Her final season was 1984 when she played with the Columbus Minks of the short-lived Women's American Basketball Association.
On February 16, 1987, Ventura's Lynne Lorenzen became the state and national career scoring leader in girls basketball, breaking the record held by Denise Long. Lorenzen scored 54 points in an 87-51 sectional tournament victory over Meservey-Thornton to run her career total to 6,266. Long's previous record was 6,250. That game had been moved from its original site to the larger gym at Mason City because of the huge fan and media interest, even nationally, in pursuit of this national record.
A month later, Lynne capped her career by scoring 59 points to lead Ventura to the six-player state championship with a 90-69 victory over Southeast Polk. That lifted her career total to 6,736 points, a record that remains unbroken. In that game, she made 28 of 32 shots and added the assist on 14 of her teams other 15 field goals. Ventura finished with a perfect 31-0 record.
In 1987, Lorenzen, who had scored 100 points in a game in 1986, was named to seven national All-America teams and was named Miss Iowa Basketball.
At Iowa State University, Lynne played under scholarship from 1987-91, toured then Czechoslovakia as part of the Big Eight select team and led the Cyclones in scoring her senior season. Married, her family lives near Coos Bay, Ore.
A big part of the story of Lorenzen, as well as Long and Bolin, was the tremendous national exposure their feats resulted in. In Lynn's case, Ventura gymnasium became a standing-room only event, occupied by numerous national television crews. The sidelines full of television cameras and crews became standard fare and there were autograph seekers in abundance.

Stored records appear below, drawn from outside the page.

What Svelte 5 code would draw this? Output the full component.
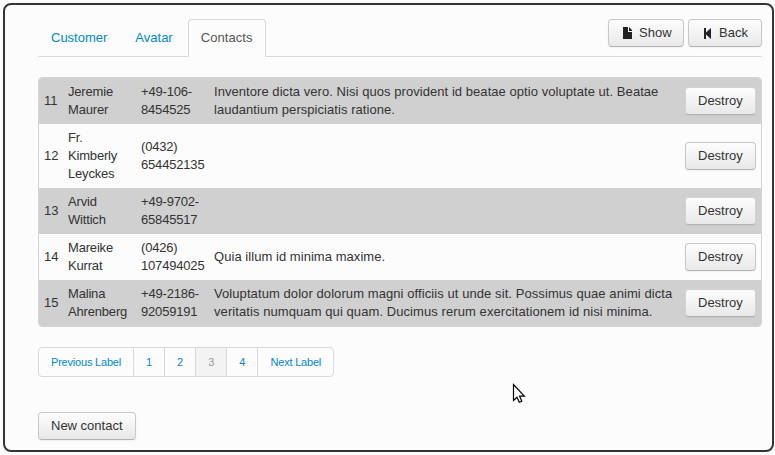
<script>
  const tabs = ['Customer', 'Avatar', 'Contacts'];
  const activeTab = 'Contacts';
  const contacts = [
    { id: 11, name: ['Jeremie', 'Maurer'], phone: ['+49-106-', '8454525'], note: ['Inventore dicta vero. Nisi quos provident id beatae optio voluptate ut. Beatae', 'laudantium perspiciatis ratione.'], tracking: 0.055 },
    { id: 12, name: ['Fr.', 'Kimberly', 'Leyckes'], phone: ['(0432)', '654452135'], note: [], tracking: 0 },
    { id: 13, name: ['Arvid', 'Wittich'], phone: ['+49-9702-', '65845517'], note: [], tracking: 0 },
    { id: 14, name: ['Mareike', 'Kurrat'], phone: ['(0426)', '107494025'], note: ['Quia illum id minima maxime.'], tracking: 0.05 },
    { id: 15, name: ['Malina', 'Ahrenberg'], phone: ['+49-2186-', '92059191'], note: ['Voluptatum dolor dolorum magni officiis ut unde sit. Possimus quae animi dicta', 'veritatis numquam qui quam. Ducimus rerum exercitationem id nisi minima.'], tracking: 0.08 }
  ];
  const pages = ['Previous Label', '1', '2', '3', '4', 'Next Label'];
  const currentPage = '3';
</script>

{#snippet lines(parts)}
  {#each parts as part}<div>{part}</div>{/each}
{/snippet}

<main class="frame">
  <header>
    <nav class="tabs">
      {#each tabs as tab}
        <a class="tab" class:active={tab === activeTab} href="#{tab}">{tab}</a>
      {/each}
    </nav>
    <div class="actions">
      <button class="btn show">
        <svg width="14" height="14" viewBox="0 0 14 14"><path fill="#222" d="M2 1h5v5h4v7H2z M8 1l3 3v1H8z" /></svg>Show
      </button>
      <button class="btn back">
        <svg width="14" height="14" viewBox="0 0 14 14"><path fill="#222" d="M3 2h2v4.500l5-4.500v11L5 8.500V13H3z" /></svg>Back
      </button>
    </div>
  </header>

  <table>
    <tbody>
      {#each contacts as c}
        <tr>
          <td class="id">{c.id}</td>
          <td class="name">{@render lines(c.name)}</td>
          <td class="phone">{@render lines(c.phone)}</td>
          <td class="note" style:letter-spacing="{c.tracking}px">{@render lines(c.note)}</td>
          <td class="act"><button class="btn">Destroy</button></td>
        </tr>
      {/each}
    </tbody>
  </table>

  <nav class="pages">
    {#each pages as page}
      <a class:label={page.length > 1} class:current={page === currentPage} href="#{page}">{page}</a>
    {/each}
  </nav>

  <button class="btn">New contact</button>

  <svg class="cursor" width="14" height="22" viewBox="0 0 14 22">
    <path d="M1.500 1.500v16l3.500-3.200 2.300 5 2.500-1.100-2.200-5h4.700z" fill="#fff" stroke="#000" stroke-width="1.200" />
  </svg>
</main>

<style>
  :global(body) {
    background: #fcfcfc;
    overflow: hidden;
  }
  .frame {
    position: relative;
    box-sizing: border-box;
    width: 771px;
    height: 449px;
    margin: 3px 0 0 3px;
    padding: 14px 10px 0 33px;
    border: 2px solid #353538;
    border-radius: 8px;
    background: #fcfcfc;
    color: #333;
    font: 13px/18px "Liberation Sans", Arial, sans-serif;
  }
  header {
    display: flex;
    justify-content: space-between;
    box-sizing: border-box;
    width: 724px;
    height: 38px;
    border-bottom: 1px solid #d9d9d9;
  }
  a {
    color: #0088cc;
    text-decoration: none;
  }
  .tabs {
    display: flex;
    gap: 2px;
    height: 38px;
  }
  .tab {
    box-sizing: border-box;
    height: 38px;
    padding: 9px 12px;
    border: 1px solid transparent;
    border-radius: 4px 4px 0 0;
  }
  .tab.active {
    width: 78px;
    border-color: #d9d9d9;
    border-bottom-color: #fcfcfc;
    background: #fcfcfc;
    color: #555;
    letter-spacing: 0.08px;
  }
  .actions {
    display: flex;
    gap: 4px;
  }
  .btn {
    display: inline-flex;
    align-items: center;
    box-sizing: border-box;
    height: 28px;
    margin: 0;
    padding: 0 12px;
    border: 1px solid #c8c8c8;
    border-bottom-color: #b3b3b3;
    border-radius: 4px;
    background: linear-gradient(#fdfdfd, #e8e8e8);
    box-shadow: inset 0 1px 0 rgba(255, 255, 255, 0.2), 0 1px 2px rgba(0, 0, 0, 0.05);
    color: #333;
    font: inherit;
    white-space: nowrap;
  }
  .btn svg {
    flex: none;
    margin-right: 4px;
  }
  .show {
    width: 76px;
  }
  .back {
    width: 74px;
  }
  table {
    box-sizing: border-box;
    width: 724px;
    margin: 20px 0;
    border: 1px solid #d4d4d4;
    border-radius: 4px;
    border-spacing: 0;
    table-layout: fixed;
    overflow: hidden;
  }
  td {
    padding: 5px;
    vertical-align: middle;
    white-space: nowrap;
  }
  tr:nth-child(odd) {
    background: #d0d0d0;
  }
  .id {
    width: 14px;
  }
  .name,
  .phone {
    width: 63px;
    letter-spacing: -0.18px;
  }
  .act {
    width: 71px;
  }
  .act .btn {
    display: flex;
  }
  tr:nth-child(odd) .btn {
    border-color: #d4d4d4;
    border-bottom-color: #b3b3b3;
  }
  .pages {
    display: flex;
    box-sizing: border-box;
    width: max-content;
    height: 30px;
    margin-bottom: 35px;
    border: 1px solid #d9d9d9;
    border-radius: 4px;
    overflow: hidden;
    font-size: 11px;
    line-height: 28px;
  }
  .pages a {
    padding: 0 12px;
    border-right: 1px solid #d9d9d9;
  }
  .pages .label {
    letter-spacing: -0.2px;
  }
  .pages a:last-child {
    border-right: 0;
  }
  .pages .current {
    background: #f3f3f3;
    color: #999;
  }
  .cursor {
    position: absolute;
    left: 507px;
    top: 378px;
  }
</style>
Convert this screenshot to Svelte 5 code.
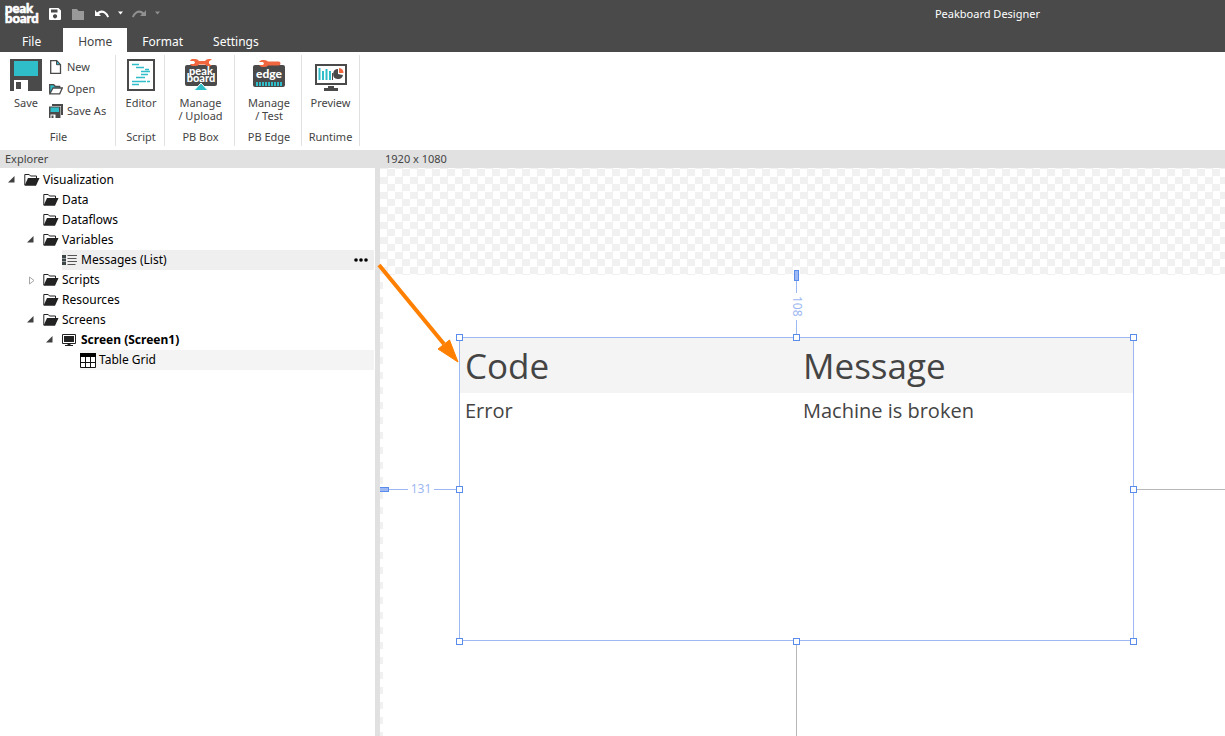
<script>
  const folders = [
    { label: 'Visualization', level: 0, state: 'open', icon: 'folder' },
    { label: 'Data', level: 1, icon: 'folder' },
    { label: 'Dataflows', level: 1, icon: 'folder' },
    { label: 'Variables', level: 1, state: 'open', icon: 'folder' },
    { label: 'Messages (List)', level: 2, icon: 'list', selected: true, menu: true },
    { label: 'Scripts', level: 1, state: 'closed', icon: 'folder' },
    { label: 'Resources', level: 1, icon: 'folder' },
    { label: 'Screens', level: 1, state: 'open', icon: 'folder' },
    { label: 'Screen (Screen1)', level: 2, state: 'open', icon: 'screen', bold: true },
    { label: 'Table Grid', level: 3, icon: 'table', soft: true }
  ];
  const tabs = ['File', 'Home', 'Format', 'Settings'];
  const handles = ['nw', 'n', 'ne', 'w', 'e', 'sw', 's', 'se'];
  const rows = [{ code: 'Error', message: 'Machine is broken' }];
</script>

<div class="app">
  <header>
    <div class="titlebar">
      <svg class="logo" width="36" height="24" viewBox="0 0 36 24" role="img" aria-label="Peakboard">
        <text x="0" y="11">peak</text>
        <text x="0" y="21">board</text>
      </svg>
      <button class="quick" aria-label="Save">
        <svg width="12" height="12" viewBox="0 0 12 12"><path fill="#fff" fill-rule="evenodd" d="M1 0h8.500L12 2.500V11q0 1-1 1H1q-1 0-1-1V1q0-1 1-1zM2 1.500V4.500H8.500V1.500zM6 6.200a2.100 2.100 0 1 0 .1 0z" /></svg>
      </button>
      <button class="quick" aria-label="Open">
        <svg width="12" height="12" viewBox="0 0 12 12"><path fill="#999" d="M0 1h5l1.500 2H12v9H0z" /></svg>
      </button>
      <button class="quick undo" aria-label="Undo">
        <svg width="14" height="10" viewBox="0 0 14 10"><path fill="#fff" d="M0 1l2 2.500Q6 0 10 2.500q3 2 4 5.300l-1.600.6Q11 5.500 9 4.200 6.500 2.800 4 5l2 2H0z" /></svg>
      </button>
      <button class="quick" aria-label="Undo history">
        <svg width="5" height="12" viewBox="0 0 5 12"><path fill="#fff" d="M0 3.500h5L2.500 6.500z" /></svg>
      </button>
      <button class="quick redo" aria-label="Redo">
        <svg width="14" height="10" viewBox="0 0 14 10"><path fill="#909090" d="M14 1l-2 2.500Q8 0 4 2.500 1 4.500 0 7.800l1.600.6Q3 5.500 5 4.200 7.500 2.800 10 5L8 7h6z" /></svg>
      </button>
      <button class="quick" aria-label="Redo history">
        <svg width="5" height="12" viewBox="0 0 5 12"><path fill="#909090" d="M0 3.500h5L2.500 6.500z" /></svg>
      </button>
      <span class="title">Peakboard Designer</span>
    </div>
    <nav>
      {#each tabs as tab}
        <button class="tab" class:active={tab === 'Home'}>{tab}</button>
      {/each}
    </nav>
  </header>

  <div class="ribbon">
    <section class="group file">
      <div class="tools">
        <button class="tool">
          <svg width="32" height="32" viewBox="0 0 32 32"><path fill="#4a4a4a" d="M0 0h32v32H0z" /><path fill="#2fbdc9" d="M4 2h24v15H4z" /><path fill="#fff" d="M4 21h14v11H4z" /><path fill="#4a4a4a" d="M6 23h5v7H6z" /></svg>
          <span>Save</span>
        </button>
        <div class="stack">
          <button class="mini">
            <svg width="14" height="16" viewBox="0 0 14 16"><path fill="#fff" stroke="#4a4a4a" stroke-width="1.300" d="M1.700 1.700h6l3.800 4v8.700H1.700z" /><path fill="#2fbdc9" stroke="#4a4a4a" d="M7.500 1.700v4h4z" /></svg>
            <span>New</span>
          </button>
          <button class="mini">
            <svg width="14" height="16" viewBox="0 0 14 16"><path fill="#2fbdc9" stroke="#4a4a4a" stroke-width="1.300" d="M.7 12.500V3.700h4l1.500 1.600h4.500v2" /><path fill="#fff" stroke="#4a4a4a" stroke-width="1.300" d="M.9 12.800L4 7h9.300l-2.600 5.800z" /></svg>
            <span>Open</span>
          </button>
          <button class="mini">
            <svg width="14" height="16" viewBox="0 0 14 16"><path fill="#4a4a4a" d="M3 1h11v11h-2V3H3z" /><path fill="#4a4a4a" d="M0 3.500h11.500V15H0z" /><path fill="#2fbdc9" d="M1.500 4.500H10V9H1.500z" /><path fill="#fff" d="M1.500 11.500h5V15h-5z" /><path fill="#4a4a4a" d="M2.500 12.500h2V15h-2z" /></svg>
            <span>Save As</span>
          </button>
        </div>
      </div>
      <h2>File</h2>
    </section>

    <section class="group script">
      <div class="tools">
        <button class="tool">
          <svg width="28" height="32" viewBox="0 0 28 32"><path fill="#fff" stroke="#4a4a4a" stroke-width="2" d="M1 1h26v30H1z" /><path stroke="#2fbdc9" stroke-width="1.500" d="M5 5.500h7M9 8.500h8M14 12.500h9M18 10.500h4M14 15.500h7M9 18.500h9M5 22.500h7M11 22.500h8M20 22.500h3M5 25.500h7" /></svg>
          <span>Editor</span>
        </button>
      </div>
      <h2>Script</h2>
    </section>

    <section class="group box">
      <div class="tools">
        <button class="tool">
          <svg width="32" height="32" viewBox="0 0 32 32"><rect y="6" width="32" height="21" rx="2" fill="#4a4a4a" /><path fill="#f0673f" d="M7 0h3q3 0 4 2h6q1-2 4-2h3l-3 2.500v2L27 7h-3q-3 0-4-1.500h-6Q13 7 10 7H7q-1.500-.5-2-2h4l1-1.500L9 2H5q.5-1.500 2-2z" /><text class="badge" x="16" y="15.500">peak</text><text class="badge" x="16" y="23">board</text><path fill="#2fbdc9" stroke="#fff" d="M16 24l7 7.500H9z" /></svg>
          <span>Manage<br />/ Upload</span>
        </button>
      </div>
      <h2>PB Box</h2>
    </section>

    <section class="group edge">
      <div class="tools">
        <button class="tool">
          <svg width="32" height="32" viewBox="0 0 32 32"><rect y="6" width="32" height="22" rx="2" fill="#4a4a4a" /><path fill="#f0673f" d="M9 1h2q3 0 4 1.500h11q1.500.5 1.500 2t-1.500 2H15Q14 8 11 8H9q-2-.5-3-2h4l1-1.500L10 3H6q1-1.500 3-2z" /><text class="badge wide" x="16" y="18.500">edge</text><path stroke="#2fbdc9" stroke-width="4" stroke-dasharray="2 1" d="M3 25h26" /></svg>
          <span>Manage<br />/ Test</span>
        </button>
      </div>
      <h2>PB Edge</h2>
    </section>

    <section class="group runtime">
      <div class="tools">
        <button class="tool">
          <svg width="32" height="32" viewBox="0 0 32 32"><path fill="#fff" stroke="#4a4a4a" stroke-width="2" d="M1 6h30v19H1z" /><path stroke="#2fbdc9" stroke-width="2" d="M4.500 9v12M8 12v9M11.500 10v11M15 12v9" /><path stroke="#4a4a4a" d="M17.500 14v7" /><path fill="#4a4a4a" d="M23 10a5 5 0 1 0 5 6l-5-1z" /><path fill="#f0673f" d="M24 9a5 5 0 0 1 4.500 5H24z" /><path fill="#4a4a4a" d="M13 27h6v2h4v3H9v-3h4z" /></svg>
          <span>Preview</span>
        </button>
      </div>
      <h2>Runtime</h2>
    </section>
  </div>

  <main>
    <aside>
      <h2 class="bar">Explorer</h2>
      <ul class="tree">
        {#each folders as f}
          <li class="level{f.level}">
            <span class="twist">
              {#if f.state === 'open'}
                <svg width="7" height="9" viewBox="0 0 7 9"><path fill="#404040" d="M6.500 0v6.500H0z" /></svg>
              {:else if f.state === 'closed'}
                <svg width="8" height="9" viewBox="0 0 8 9"><path fill="#fff" stroke="#a6a6a6" d="M2.500 1v7L7 4.500z" /></svg>
              {/if}
            </span>
            <div class="node" class:selected={f.selected} class:soft={f.soft} class:bold={f.bold}>
              {#if f.icon === 'folder'}
                <svg width="16" height="14" viewBox="0 0 16 14"><path fill="#fff" stroke="#222" d="M.8 12V1.500h4.400L6.500 3h6v2" /><path fill="#222" d="M.5 12.800L4 5h11.500L12 12.800z" /></svg>
              {:else if f.icon === 'list'}
                <svg width="16" height="14" viewBox="0 0 16 14"><path fill="#3c4646" d="M0 2h4v3H0zM0 5.500h4v3H0zM0 9h4v3H0z" /><path stroke="#555" d="M5.500 2.500H15M5.500 5.500h9M5.500 8.500H15M5.500 11.500h8" /></svg>
              {:else if f.icon === 'screen'}
                <svg width="16" height="14" viewBox="0 0 16 14"><path fill="#fff" stroke="#222" d="M.5 1.500h13v9H.5z" /><path fill="#222" d="M2 3h10v6H2zM5.500 11h3v1H11v1H3v-1h2.500z" /></svg>
              {:else}
                <svg width="16" height="15" viewBox="0 0 16 15"><path fill="#fff" stroke="#111" d="M.5.5h15v14H.5zM.5 9.500h15M5.500 3v12M10.500 3v12" /><path d="M0 0h16v4H0z" /></svg>
              {/if}
              <span>{f.label}</span>
              {#if f.menu}
                <button class="more" aria-label="More actions">
                  <svg width="14" height="4" viewBox="0 0 14 4"><circle cx="2" cy="2" r="1.800" /><circle cx="7" cy="2" r="1.800" /><circle cx="12" cy="2" r="1.800" /></svg>
                </button>
              {/if}
            </div>
          </li>
        {/each}
      </ul>
    </aside>

    <section class="workspace">
      <h2 class="bar">1920 x 1080</h2>
      <div class="canvas">
        <div class="page"></div>
        <div class="guide top"><span>108</span></div>
        <div class="guide left"><span>131</span></div>
        <div class="guide right"></div>
        <div class="guide bottom"></div>
        <div class="widget">
          <table>
            <thead><tr><th>Code</th><th>Message</th></tr></thead>
            <tbody>
              {#each rows as row}
                <tr><td>{row.code}</td><td>{row.message}</td></tr>
              {/each}
            </tbody>
          </table>
          <div class="handles">
            {#each handles as h}
              <i class="handle {h}"></i>
            {/each}
          </div>
        </div>
        <svg class="arrow" width="84" height="102" viewBox="0 0 84 102"><path fill="none" stroke="#ff8000" stroke-width="4" d="M3 2L68 81" /><path fill="#ff8000" d="M82 99L62 86 73.500 77z" stroke="#ff8000" /></svg>
      </div>
    </section>
  </main>
</div>

<style>
  :global(body) { margin: 0; }
  .app {
    display: flex;
    flex-direction: column;
    min-height: 100vh;
    font: 12px/16px "Noto Sans", sans-serif;
    color: #444;
    background: #fff;
  }
  button { font: inherit; color: inherit; background: none; border: 0; padding: 0; margin: 0; }
  svg { display: block; flex: none; }
  h2 { margin: 0; font-size: 11px; font-weight: 400; }
  header { background: #4a4a4a; color: #fff; }
  .titlebar { display: flex; align-items: center; height: 28px; padding-left: 5px; }
  .logo { margin-right: 8px; overflow: visible; fill: #fff; stroke: #fff; stroke-width: 0.6px; font: 900 13px Lato, sans-serif; }
  .quick { margin-right: 11px; }
  .quick + .quick + .quick { margin-right: 9px; }
  .quick.undo, .quick.redo { margin-right: 8px; }
  .title { margin-left: auto; margin-right: 185px; font-size: 11px; }
  nav { display: flex; padding-left: 7px; height: 24px; }
  .tab { padding: 4px 15px 0; }
  .tab:first-child { margin-right: 7px; }
  .active { background: #fff; color: #444; }

  .ribbon { display: flex; padding: 3px 0 4px; font-size: 11px; }
  .group { display: flex; flex-direction: column; justify-content: space-between; height: 91px; padding-left: 2px; border-right: 1px solid #e1e1e1; text-align: center; box-sizing: border-box; }
  .group h2 { line-height: 18px; }
  .file { width: 116px; }
  .script { width: 49px; }
  .box { width: 70px; }
  .edge { width: 67px; }
  .runtime { width: 58px; padding-left: 0; }
  .tools { display: flex; justify-content: center; }
  .file .tools { justify-content: flex-start; padding-left: 8px; }
  .tool { display: flex; flex-direction: column; align-items: center; gap: 5px; padding-top: 4px; line-height: 13px; }
  .badge { fill: #fff; font: 900 11px Lato, sans-serif; text-anchor: middle; }
  .wide { font-size: 12px; }
  .stack { margin-left: 7px; padding-top: 1px; }
  .mini { display: flex; align-items: center; gap: 4px; height: 22px; white-space: nowrap; }

  main { display: flex; flex: 1; }
  .bar { height: 18px; line-height: 18px; padding-left: 5px; background: #e1e1e1; }
  aside { width: 375px; flex: none; }
  .tree { list-style: none; margin: 0; padding: 2px 0; color: #000; }
  li { display: flex; align-items: center; height: 20px; margin-right: 1px; }
  .twist { width: 16px; padding-left: 8px; }
  .level1 { padding-left: 19px; }
  .level2 { padding-left: 38px; }
  .level3 { padding-left: 56px; }
  .node { display: flex; flex: 1; align-items: center; gap: 3px; height: 20px; line-height: 18px; }
  .selected { background: #efefef; }
  .soft { background: #f4f4f4; }
  .bold { font-weight: 700; }
  .more { margin-left: auto; margin-right: 6px; }

  .workspace { display: flex; flex-direction: column; flex: 1; min-width: 0; border-left: 5px solid #e1e1e1; }
  .canvas {
    position: relative;
    flex: 1;
    background: repeating-conic-gradient(#f1f1f1 0 25%, #fff 0 50%) 0 1px / 15px 15px;
  }
  .page { position: absolute; inset: 107px 0 0 3px; background: #fff; }
  .widget { position: absolute; left: 79px; top: 169px; width: 673px; height: 302px; border: 1px solid #9db8f2; }
  table { width: 100%; border-collapse: collapse; table-layout: fixed; text-align: left; }
  th { height: 55px; padding: 0 5px; background: #f4f4f4; font: 400 35px/48px "Open Sans", sans-serif; }
  th:first-child { width: 328px; }
  td { height: 36px; padding: 0 5px; font: 20px/28px "Open Sans", sans-serif; }
  .handles { position: absolute; inset: -1px -1px -2px; }
  .handle { position: absolute; width: 5px; height: 5px; border: 1px solid #5a8ceb; background: #fff; margin: auto; }
  .nw, .n, .ne { top: -3px; }
  .w, .e { top: 0; bottom: 0; }
  .sw, .s, .se { bottom: -3px; }
  .nw, .w, .sw { left: -3px; }
  .n, .s { left: 0; right: 0; }
  .ne, .e, .se { right: -3px; }
  .guide { position: absolute; color: #9db8f2; line-height: 12px; font-size: 12px; display: flex; align-items: center; justify-content: center; }
  .guide span { background: #fff; }
  .top { left: 411px; top: 102px; width: 11px; height: 67px; padding-top: 6px; box-sizing: border-box; background: linear-gradient(#9db8f2, #9db8f2) 5px 0 / 1px 100% no-repeat; }
  .top span { writing-mode: vertical-rl; padding: 3px 0; }
  .top::before { content: ""; position: absolute; left: 3px; top: 0; width: 3px; height: 9px; border: 1px solid #5a8ceb; background: #9db8f2; }
  .left { left: 0; top: 315px; width: 79px; height: 12px; padding-left: 3px; box-sizing: border-box; background: linear-gradient(#9db8f2, #9db8f2) 0 6px / 100% 1px no-repeat; }
  .left span { padding: 0 3px; }
  .left::before { content: ""; position: absolute; left: 0; top: 4px; width: 8px; height: 3px; border: 1px solid #5a8ceb; border-left: 0; background: #9db8f2; }
  .right { left: 754px; right: 0; top: 321px; height: 1px; background: #b8b8b8; }
  .bottom { left: 416px; top: 473px; bottom: 0; width: 1px; background: #b8b8b8; }
  .arrow { position: absolute; left: -4px; top: 95px; }
</style>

And to just think, these three Iowa women's basketball icons came from what many consider the "best of Iowa"......our small communities, Whitten, population 100, Moravia 642 and Ventura 701.
Their stories remain amazing thanks to the three players who authored them and to the fans who still remember them these many years later.
P.S. In case you wondered, the final Iowa six-on-six girls basketball championship game closed the 1984-85 season. After that, for a period of time, measures were taken to ease the schools from six-on-six to the five player game. All schools in Iowa were required to play the five player version only after conclusion of the 1993-94 season.